#### Material
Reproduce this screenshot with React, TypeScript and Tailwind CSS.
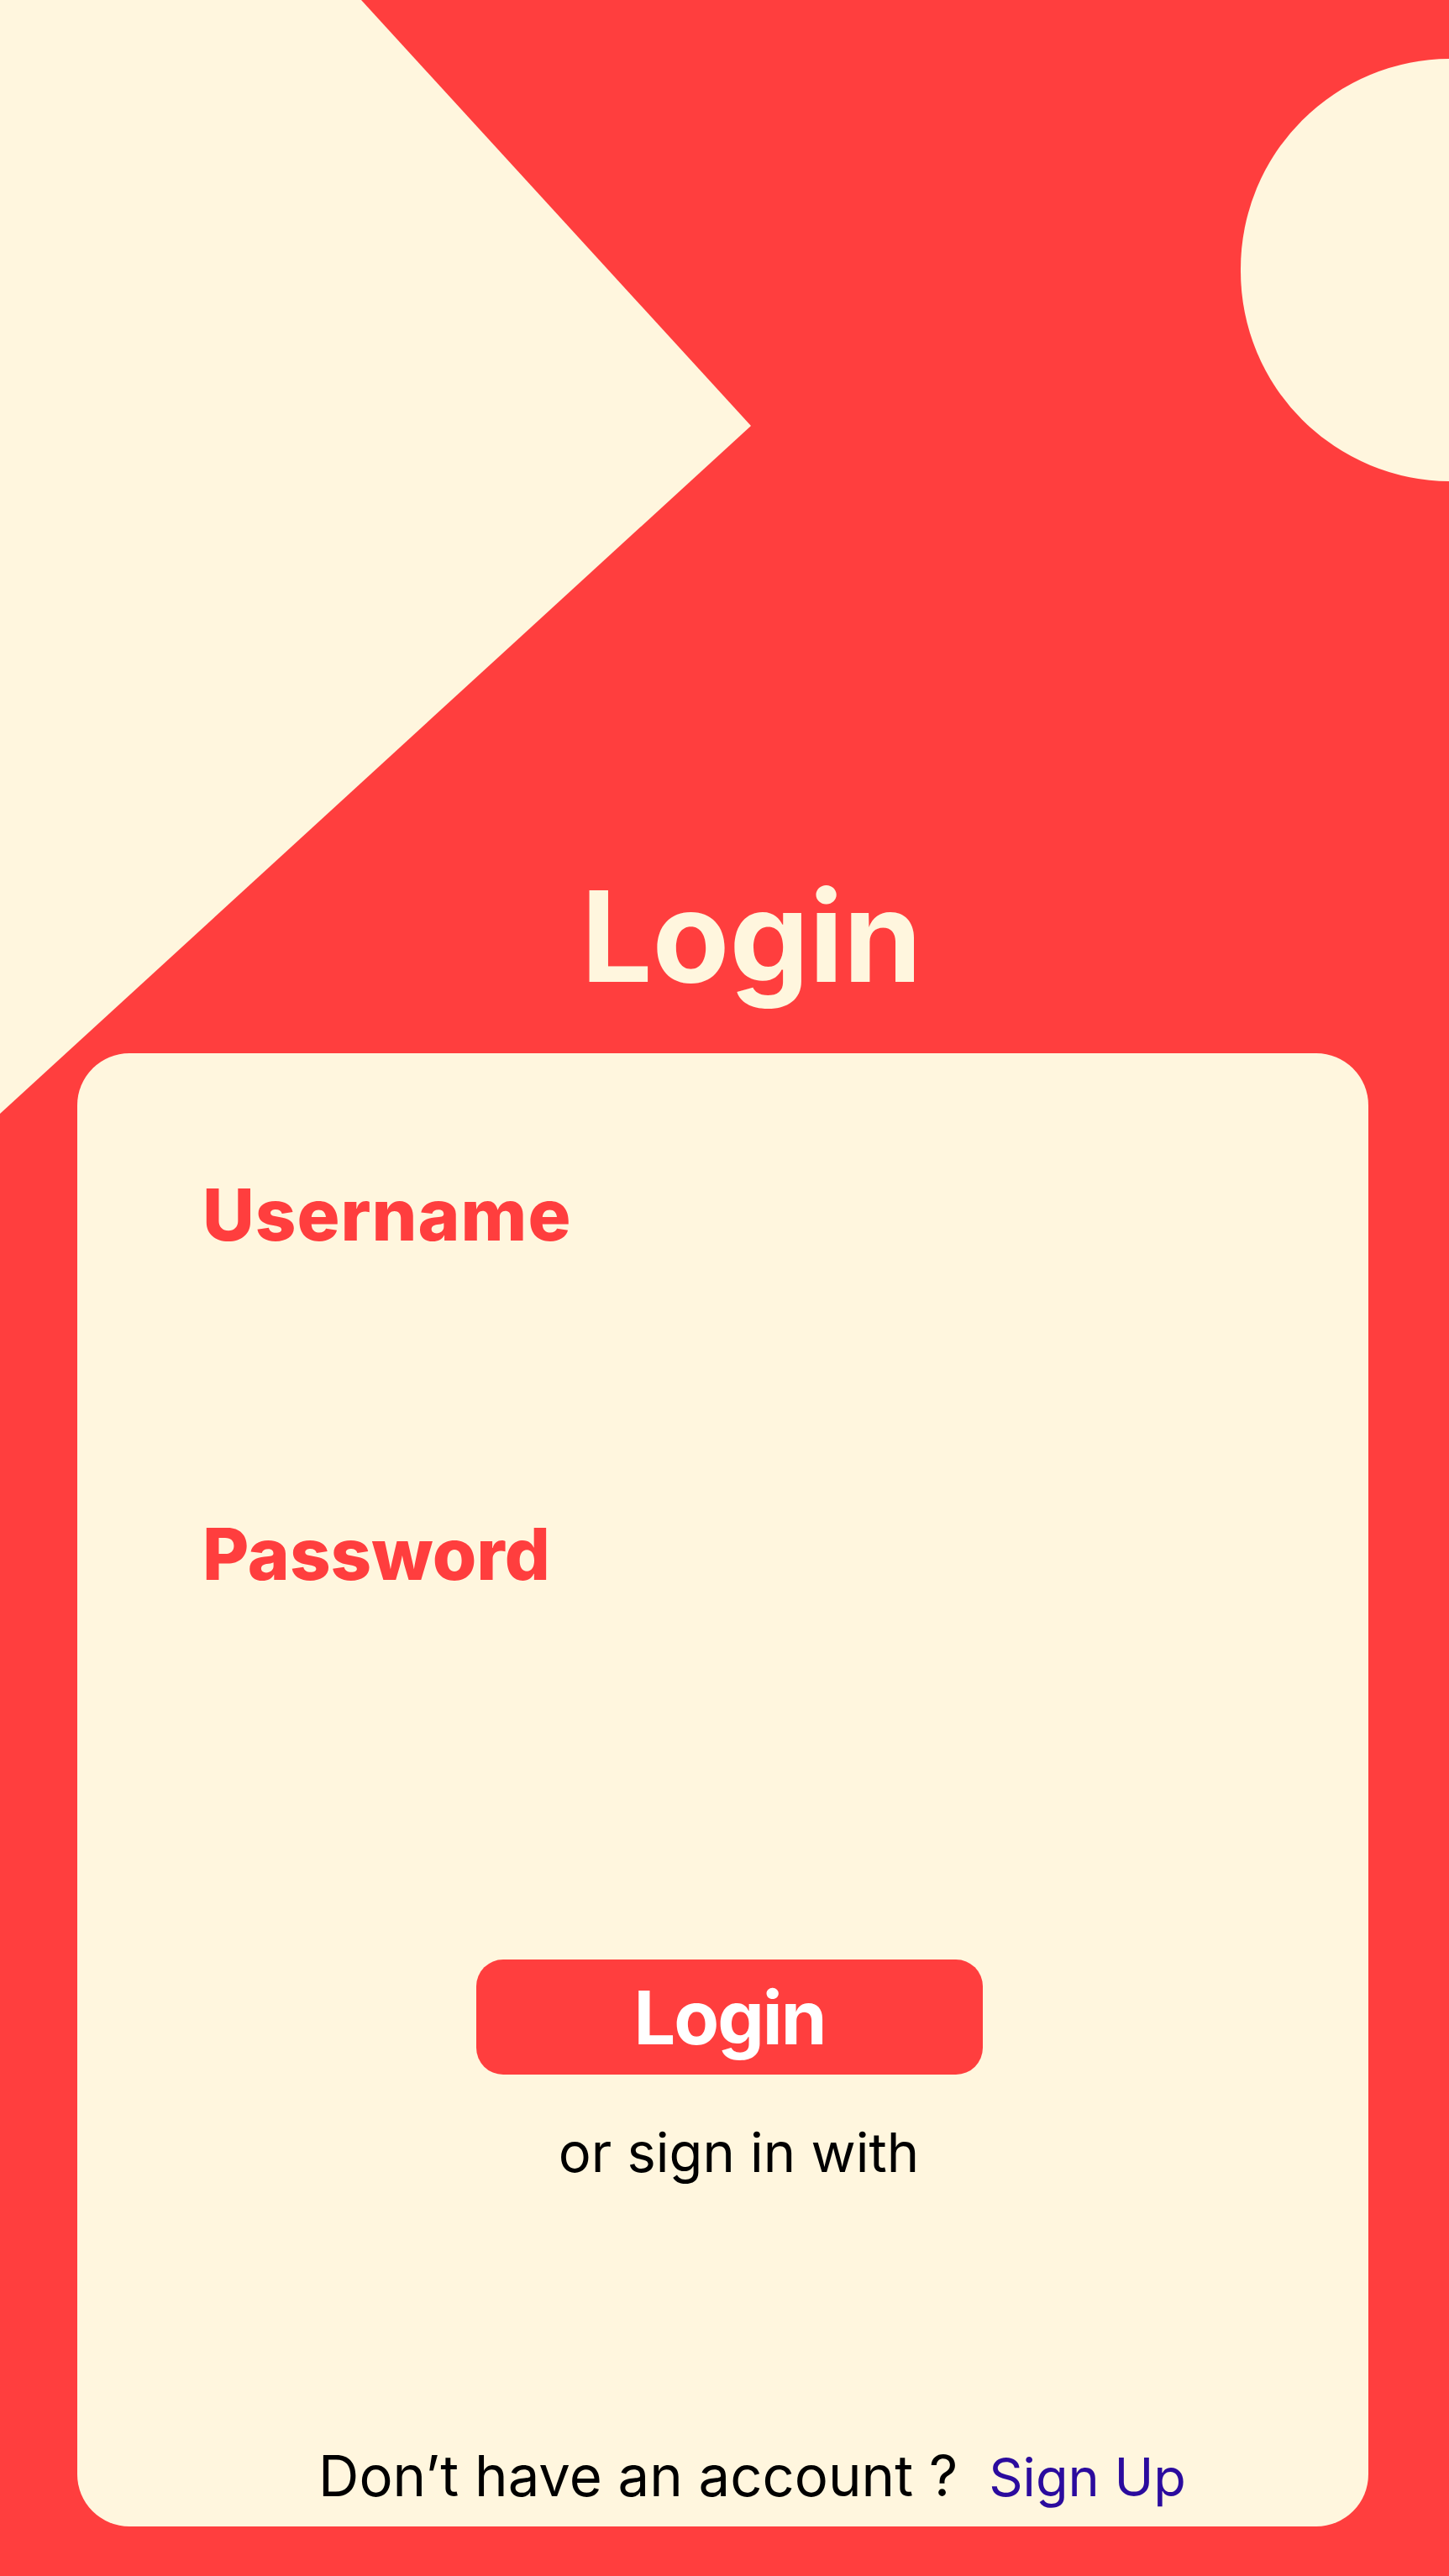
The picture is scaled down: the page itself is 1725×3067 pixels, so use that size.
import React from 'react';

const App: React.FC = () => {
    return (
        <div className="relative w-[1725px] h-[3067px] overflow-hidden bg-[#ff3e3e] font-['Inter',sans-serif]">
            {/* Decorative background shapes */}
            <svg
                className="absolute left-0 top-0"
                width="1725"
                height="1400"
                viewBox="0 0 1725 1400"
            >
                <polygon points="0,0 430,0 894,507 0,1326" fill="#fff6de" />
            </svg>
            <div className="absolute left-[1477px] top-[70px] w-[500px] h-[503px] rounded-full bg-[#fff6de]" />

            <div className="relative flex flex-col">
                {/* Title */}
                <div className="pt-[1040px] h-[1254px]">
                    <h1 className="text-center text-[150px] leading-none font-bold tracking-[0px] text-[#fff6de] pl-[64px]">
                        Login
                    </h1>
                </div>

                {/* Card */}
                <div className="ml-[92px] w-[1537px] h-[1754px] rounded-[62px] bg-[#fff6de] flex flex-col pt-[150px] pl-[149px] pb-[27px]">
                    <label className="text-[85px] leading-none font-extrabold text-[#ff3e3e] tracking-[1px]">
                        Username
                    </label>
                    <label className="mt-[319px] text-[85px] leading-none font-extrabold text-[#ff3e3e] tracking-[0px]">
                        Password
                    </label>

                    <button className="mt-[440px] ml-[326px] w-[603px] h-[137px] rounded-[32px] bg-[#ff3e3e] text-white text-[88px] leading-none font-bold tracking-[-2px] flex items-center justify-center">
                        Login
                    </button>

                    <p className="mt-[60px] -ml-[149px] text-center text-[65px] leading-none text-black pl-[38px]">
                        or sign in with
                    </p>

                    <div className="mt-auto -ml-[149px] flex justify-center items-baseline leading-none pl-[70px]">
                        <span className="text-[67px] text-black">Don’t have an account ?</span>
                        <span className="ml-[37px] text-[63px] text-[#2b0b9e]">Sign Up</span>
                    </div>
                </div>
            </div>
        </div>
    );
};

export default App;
########
• Given request:
Please extract exactly the lines of the data, from the first through the line containing "left-[1477px] top-[70px] w-[500px]", and add no pictures to the copy.

• Written answer:
Reproduce this screenshot with React, TypeScript and Tailwind CSS.
The picture is scaled down: the page itself is 1725×3067 pixels, so use that size.
import React from 'react';

const App: React.FC = () => {
    return (
        <div className="relative w-[1725px] h-[3067px] overflow-hidden bg-[#ff3e3e] font-['Inter',sans-serif]">
            {/* Decorative background shapes */}
            <svg
                className="absolute left-0 top-0"
                width="1725"
                height="1400"
                viewBox="0 0 1725 1400"
            >
                <polygon points="0,0 430,0 894,507 0,1326" fill="#fff6de" />
            </svg>
            <div className="absolute left-[1477px] top-[70px] w-[500px] h-[503px] rounded-full bg-[#fff6de]" />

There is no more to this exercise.